En un contexto en que el bipartidismo perfecto se ha debilitado y se configura un escenario de bloques, este mapa electoral fragmentado adquiere importancia. En el bloque de las derechas impera un concepto cerrado de la unidad de España que a la vez es negacionista de otras identidades que no sean la española. Eso facilita su articulación única alrededor del PP, con la única molestia del furúnculo de Vox que lo complementa a la vez que lo radicaliza.

Las opciones regionalistas conservadoras, que en algún momento tuvieron fuerza, han ido perdiendo musculatura. Es el caso del PAR aragonés, la UPN navarra, o el guadiana del Foro Asturias. Ya nadie se acuerda de la Unió Valenciana de finales del siglo XX. Eso facilita al PP su penetración homogénea en todas las CCAA, excepto en las que tienen una identidad nacional muy potente, Catalunya y Euskadi. 

En cambio, en el bloque de las izquierdas, que asume la plurinacionalidad de España, pero ni la organiza ni la vertebra, se está abriendo un escenario en el que solo es posible garantizar las mayorías a partir del reconocimiento de esa plurinacionalidad. Para encarar este escenario complejo no es suficiente con tener grandes habilidades tácticas. Las izquierdas estatales deberían profundizar su proyecto federalista, quizás la única manera de hacer compatible la diversidad de opciones con la mayoría del bloque de izquierdas progresista. 

Por último, estos días diferentes análisis han insistido en el papel que juega la cercanía y la proximidad en el éxito del BNG. Y se han identificado estas virtudes con la figura de Ana Pontón. Seguro que su papel de liderazgo resistente y perseverante, además de tranquilo, ha sido importante, pero me parece que lo más determinante para los resultados es la proximidad y la cercanía del BNG como organización. 

Esta parece ser una lección universal que va más allá de Galicia.

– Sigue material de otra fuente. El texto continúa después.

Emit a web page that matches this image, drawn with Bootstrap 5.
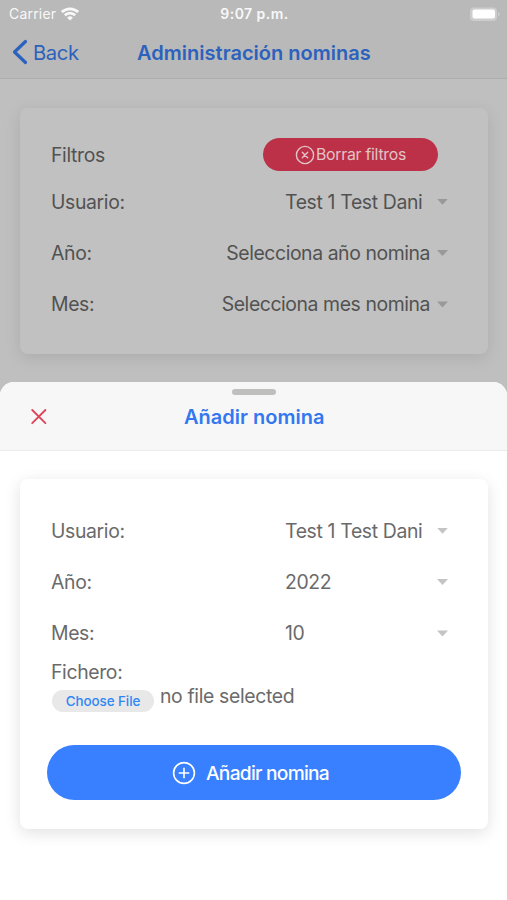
<!DOCTYPE html>
<html lang="es">
<head>
<meta charset="utf-8">
<meta name="viewport" content="width=device-width, initial-scale=1">
<title>Administración nominas</title>
<link href="https://cdn.jsdelivr.net/npm/bootstrap@5.3.0/dist/css/bootstrap.min.css" rel="stylesheet">
<style>
body{font-family:Inter,"Liberation Sans",sans-serif;font-size:19.4px;line-height:24px;letter-spacing:-.35px;color:#6a6a6a;background:#fff;height:900px;overflow:hidden}
.backdrop-page{height:396px;background:#bfbfbf;color:#525252}
.top-head{height:79px;background:#b9b9b9;border-bottom:1px solid #adadad}
.statusbar{height:27px;display:grid;grid-template-columns:1fr auto 1fr;align-items:center;color:#f8f8f8;font-size:14px;line-height:16px;letter-spacing:.2px;padding:1px 7px 0 9px}
.clock{letter-spacing:.45px}
.wifi{margin-left:5px}
.titlebar{height:50px;display:grid;grid-template-columns:137px 234px 1fr;align-items:center;color:#2c62bd}
.back-label{font-size:20.2px;margin-left:1px;padding-top:1px}
.heading{font-weight:600;font-size:20px;letter-spacing:.02px;white-space:nowrap;padding-top:1px}
.panel{margin-left:20px;margin-right:19px;border-radius:8px;padding:0 31px}
.panel-filters{margin-top:29px;padding-top:30px;height:246px;background:#c1c1c1;box-shadow:0 4px 16px rgba(0,0,0,.1)}
.panel-form{margin-top:28px;padding-top:26px;height:350px;background:#fff;box-shadow:0 4px 16px rgba(0,0,0,.12)}
.fields{margin-top:5px}
.field{height:51.4px;padding-right:9px}
.caret{width:11px;height:6px;background:#c4c4c4;clip-path:polygon(0 0,100% 0,50% 100%)}
.backdrop-page .caret{background:#999}
.value{width:148px}
.value-wide{letter-spacing:-.42px;margin-right:-1px}
.btn-clear{width:175px;height:33px;background:#bc3147;color:#e2c3c8;font-size:15.8px;margin-right:19px;letter-spacing:-.25px}
.btn-clear svg{margin-right:1px}
.sheet{margin-top:-14px;background:#fff;border-radius:14px 14px 0 0;overflow:hidden;height:518px}
.sheet-head{height:69px;padding-top:7px;background:#f7f7f7;border-bottom:1px solid #ebebeb}
.grabber{width:44px;height:6px;border-radius:3px;background:#bfbfbe}
.sheet-bar{display:grid;grid-template-columns:184px 1fr;color:#3478f0;padding-top:9px}
.close-icon{margin-left:30px}
.file-row{padding-top:1px}
.file-row + div span{margin-left:-1px}
.btn-file{width:102px;height:22px;background:#e8e8e8;color:#2f86f6;font-size:13.4px;font-weight:500;line-height:22px;margin:6px 7px 0 1px;letter-spacing:-.05px}
.btn-add{height:55px;background:#3880ff;color:#fff;font-size:19.2px;font-weight:500;letter-spacing:-.75px;margin:33px -4px 0;padding-right:7px!important}
.btn-add svg{margin-right:10px}
.btn-add span{padding-top:1px}
</style>
</head>
<body>
<div class="backdrop-page">
  <header class="top-head">
    <div class="statusbar">
      <div class="d-flex align-items-center"><span>Carrier</span>
        <svg class="wifi" width="18" height="14" viewBox="0 0 18 14" fill="none" stroke="#f8f8f8" stroke-width="2.7"><path d="M.9 5.1a11.6 11.6 0 0 1 16.2 0M3.8 8.2a7.4 7.4 0 0 1 10.4 0"/><path d="M9 13.6 6.1 10.7a4.1 4.1 0 0 1 5.8 0Z" fill="#f8f8f8" stroke="none"/></svg>
      </div>
      <div class="clock fw-semibold">9:07 p.m.</div>
      <svg class="ms-auto" width="30" height="15" viewBox="0 0 30 15"><rect x="0" y=".5" width="27" height="13.5" rx="4" fill="#cdcdcd"/><path d="M28 5v4.5q1.8-.6 1.8-2.2T28 5" fill="#cdcdcd"/><rect x="2.5" y="2.5" width="22.5" height="9" rx="2" fill="#fff"/></svg>
    </div>
    <div class="titlebar">
      <div class="d-flex align-items-center ps-2"><svg width="24" height="28" viewBox="0 0 24 28" fill="none" stroke="#2c62bd" stroke-width="3.2" stroke-linecap="round" stroke-linejoin="round"><path d="M17.5 3.5 6.5 14l11 10.5"/></svg><span class="back-label">Back</span></div>
      <h1 class="heading m-0">Administración nominas</h1>
    </div>
  </header>
  <section class="panel panel-filters">
    <div class="d-flex align-items-center justify-content-between"><span>Filtros</span>
      <button class="btn btn-clear rounded-pill border-0 p-0 d-flex align-items-center justify-content-center"><svg width="20" height="20" viewBox="0 0 20 20" fill="none" stroke="#e2c3c8" stroke-width="1.4" stroke-linecap="round"><circle cx="10" cy="10" r="8.6"/><path d="m7.3 7.3 5.4 5.4M12.7 7.3l-5.4 5.4"/></svg><span>Borrar filtros</span></button>
    </div>
    <div class="fields">
      <div class="field d-flex align-items-center"><span class="me-auto">Usuario:</span><span class="value">Test 1 Test Dani</span><span class="caret ms-1"></span></div>
      <div class="field d-flex align-items-center"><span class="me-auto">Año:</span><span class="value-wide">Selecciona año nomina</span><span class="caret ms-2"></span></div>
      <div class="field d-flex align-items-center"><span class="me-auto">Mes:</span><span class="value-wide">Selecciona mes nomina</span><span class="caret ms-2"></span></div>
    </div>
  </section>
</div>
<main class="sheet position-relative">
  <header class="sheet-head">
    <div class="grabber mx-auto"></div>
    <div class="sheet-bar align-items-center">
      <svg class="close-icon" width="18" height="18" viewBox="0 0 18 18" fill="none" stroke="#e04359" stroke-width="1.8" stroke-linecap="round"><path d="m2.2 2 13.2 13.2M15.4 2 2.2 15.2"/></svg>
      <h2 class="heading m-0">Añadir nomina</h2>
    </div>
  </header>
  <section class="panel panel-form">
    <div class="field d-flex align-items-center"><span class="me-auto">Usuario:</span><span class="value">Test 1 Test Dani</span><span class="caret ms-1"></span></div>
    <div class="field d-flex align-items-center"><span class="me-auto">Año:</span><span class="value">2022</span><span class="caret ms-1"></span></div>
    <div class="field d-flex align-items-center"><span class="me-auto">Mes:</span><span class="value">10</span><span class="caret ms-1"></span></div>
    <div class="file-row">Fichero:</div>
    <div class="d-flex align-items-start"><button class="btn btn-file rounded-pill border-0 p-0">Choose File</button><span>no file selected</span></div>
    <div class="d-flex"><button class="btn btn-add rounded-pill border-0 p-0 flex-grow-1 d-flex align-items-center justify-content-center"><svg width="24" height="24" viewBox="0 0 24 24" fill="none" stroke="#fff" stroke-width="1.6" stroke-linecap="round"><circle cx="12" cy="12" r="10.4"/><path d="M12 7.3v9.4M7.3 12h9.4"/></svg><span>Añadir nomina</span></button></div>
  </section>
</main>
<script src="https://cdn.jsdelivr.net/npm/bootstrap@5.3.0/dist/js/bootstrap.bundle.min.js"></script>
</body>
</html>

Las grandes disrupciones tecnológicas han provocado la crisis de las estructuras de mediación social tradicionales: partidos políticos, también organizaciones sociales, sin obviar los medios de comunicación. 

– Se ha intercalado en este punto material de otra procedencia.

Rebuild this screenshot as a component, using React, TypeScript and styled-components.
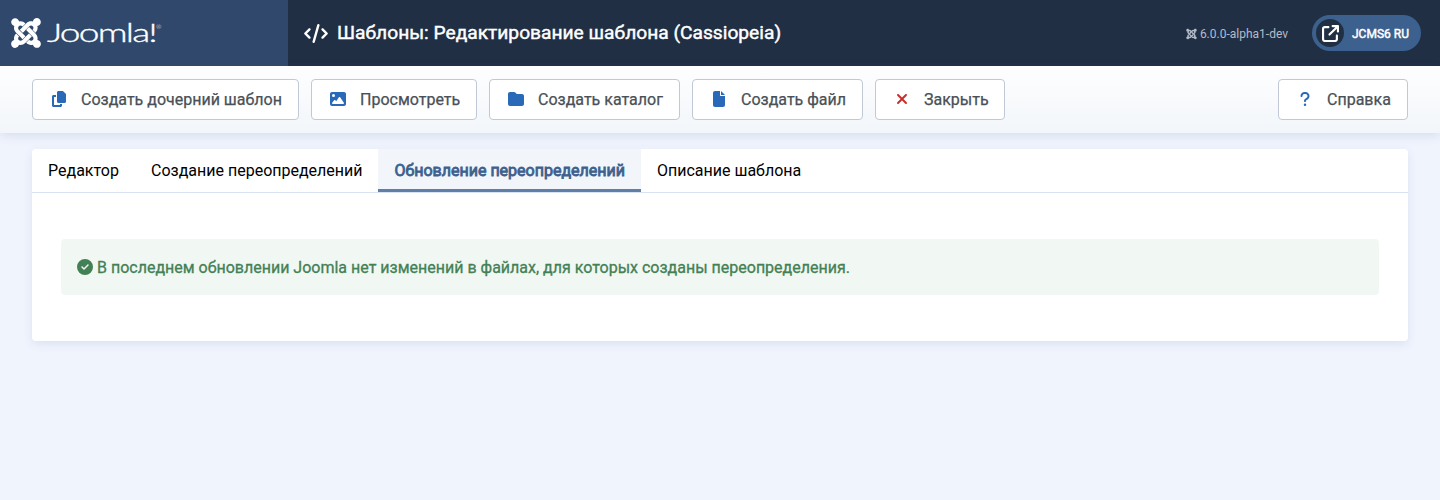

Se trata de una crisis de transformación de las formas analógicas de intermediación, que algunos han querido enterrar definitivamente de manera prematura y sin tener alternativas. Se ha pretendido con un ingenuo tecno optimismo su sustitución por formas de intermediación digital en exclusiva. 

Hace tiempo que nos llegan evidencias del error de apostarlo todo a la digitalización de los espacios políticos, enterrando las formas analógicas de organización política. Para canalizar la indignación los instrumentos digitales sirven, en la medida que permiten una intensa y rápida conexión emocional. Pero la indignación se desconecta de la política a la misma velocidad con la que se conecta. La política continúa precisando de formas de intermediación más estables que, de momento, solo garantiza la cercanía y la proximidad a la ciudadanía. 

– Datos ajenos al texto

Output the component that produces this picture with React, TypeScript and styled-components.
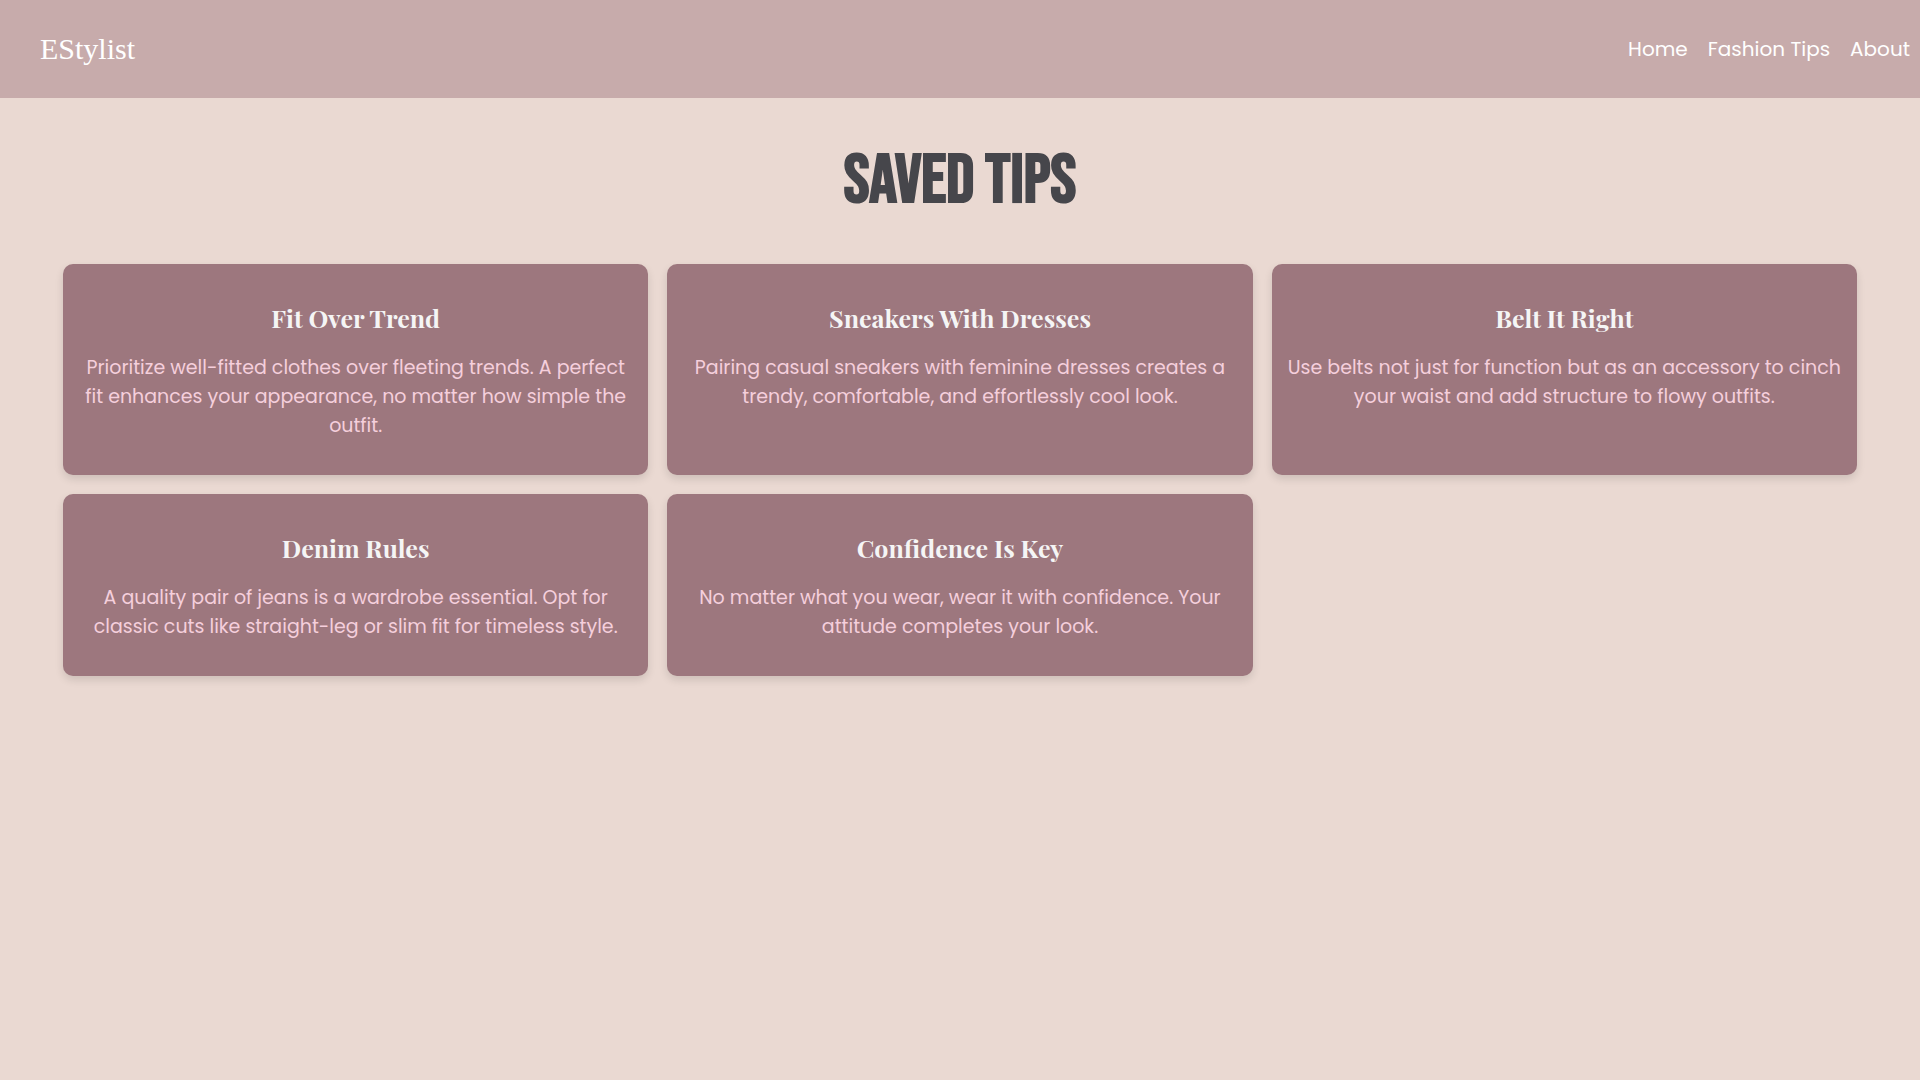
import React from "react";
import styled, { createGlobalStyle } from "styled-components";

const sans = `Poppins, Inter, "Open Sans", sans-serif`;
const serif = `"Liberation Serif", "Times New Roman", serif`;

const GlobalStyle = createGlobalStyle`
  *, *::before, *::after { box-sizing: border-box; }
  body {
    margin: 0;
    background: #ead9d2;
    font-family: ${sans};
  }
`;

const Header = styled.header`
  display: flex;
  align-items: center;
  justify-content: space-between;
  min-height: 98px;
  padding: 0 10px 0 40px;
  background: #c7abab;
`;

const Logo = styled.a`
  color: #fff;
  font-family: ${serif};
  font-size: 30px;
  line-height: 36px;
  text-decoration: none;
`;

const NavList = styled.ul`
  display: flex;
  gap: 20px;
  margin: 0;
  padding: 0;
  list-style: none;
`;

const NavLink = styled.a`
  color: #fff;
  font-size: 20px;
  line-height: 30px;
  text-decoration: none;
`;

const Main = styled.main`
  padding: 40px 63px;
`;

const PageTitle = styled.h1`
  margin: 0 0 38px;
  color: #46464b;
  font-family: "Bebas Neue", "Liberation Sans Narrow", "Liberation Sans", sans-serif;
  font-size: 69px;
  font-weight: 700;
  line-height: 88px;
  text-align: center;
  text-transform: uppercase;
`;

const TipGrid = styled.section`
  display: grid;
  grid-template-columns: repeat(3, minmax(0, 1fr));
  gap: 19px;
`;

const TipCard = styled.article`
  padding: 36px 14px 35px;
  border-radius: 10px;
  background: #9d777e;
  box-shadow: 0 4px 8px rgba(0, 0, 0, 0.12);
  text-align: center;
`;

const TipTitle = styled.h2`
  margin: 0 0 17px;
  color: #f5f5f5;
  font-family: "Playfair Display", ${serif};
  font-size: 25px;
  font-weight: 700;
  line-height: 36px;
`;

const TipText = styled.p`
  margin: 0;
  color: #f5cfdc;
  font-size: 19px;
  line-height: 29px;
`;

const links = ["Home", "Fashion Tips", "About"];

const tips = [
  {
    title: "Fit Over Trend",
    text: "Prioritize well-fitted clothes over fleeting trends. A perfect fit enhances your appearance, no matter how simple the outfit.",
  },
  {
    title: "Sneakers With Dresses",
    text: "Pairing casual sneakers with feminine dresses creates a trendy, comfortable, and effortlessly cool look.",
  },
  {
    title: "Belt It Right",
    text: "Use belts not just for function but as an accessory to cinch your waist and add structure to flowy outfits.",
  },
  {
    title: "Denim Rules",
    text: "A quality pair of jeans is a wardrobe essential. Opt for classic cuts like straight-leg or slim fit for timeless style.",
  },
  {
    title: "Confidence Is Key",
    text: "No matter what you wear, wear it with confidence. Your attitude completes your look.",
  },
];

export default function App() {
  return (
    <>
      <GlobalStyle />
      <Header>
        <Logo href="#">EStylist</Logo>
        <nav aria-label="Main">
          <NavList>
            {links.map((label) => (
              <li key={label}>
                <NavLink href="#">{label}</NavLink>
              </li>
            ))}
          </NavList>
        </nav>
      </Header>
      <Main>
        <PageTitle>Saved Tips</PageTitle>
        <TipGrid>
          {tips.map((tip) => (
            <TipCard key={tip.title}>
              <TipTitle>{tip.title}</TipTitle>
              <TipText>{tip.text}</TipText>
            </TipCard>
          ))}
        </TipGrid>
      </Main>
    </>
  );
}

Eso no obvia reconocer las dificultades de construir organización, especialmente a las fuerzas políticas a las que la disrupción digital les ha pillado en época de crecimiento. Además, se produce un desacople entre los ritmos maratonianos que requiere construir organización y la velocidad en que se mueven los momentos políticos de la era digital.  

En todo caso es oportuno tomar buena nota de que en toda Europa los partidos que mejor están encajando el impacto de la digitalización son los que mantienen estructuras con arraigo en su territorio y trabajan la cercanía y la proximidad. Los liderazgos personales son importantes, pero los lideres que sobreviven en el tiempo son aquellos que combinan la fuerza del liderazgo personal con la solidez de la organización que lo sustenta. 

Una cosa es que los partidos analógicos utilicen formas de comunicación digitales y otra que esa pueda ser su única forma de relación con la ciudadanía. Quizás en el futuro la crisis de transformación de la intermediación política conduzca a formas exclusivamente digitales, que ahora no somos capaces de imaginar, pero de momento la organización estable y los vínculos de cercanía y proximidad con la ciudadanía continúan siendo imprescindibles. 

Sólo con organización no se garantiza el éxito, pero sin organización el fracaso está garantizado, aunque venga camuflado de momentos estelares que, como la indignación, se consumen muy rápidamente y se evaporan a la misma velocidad.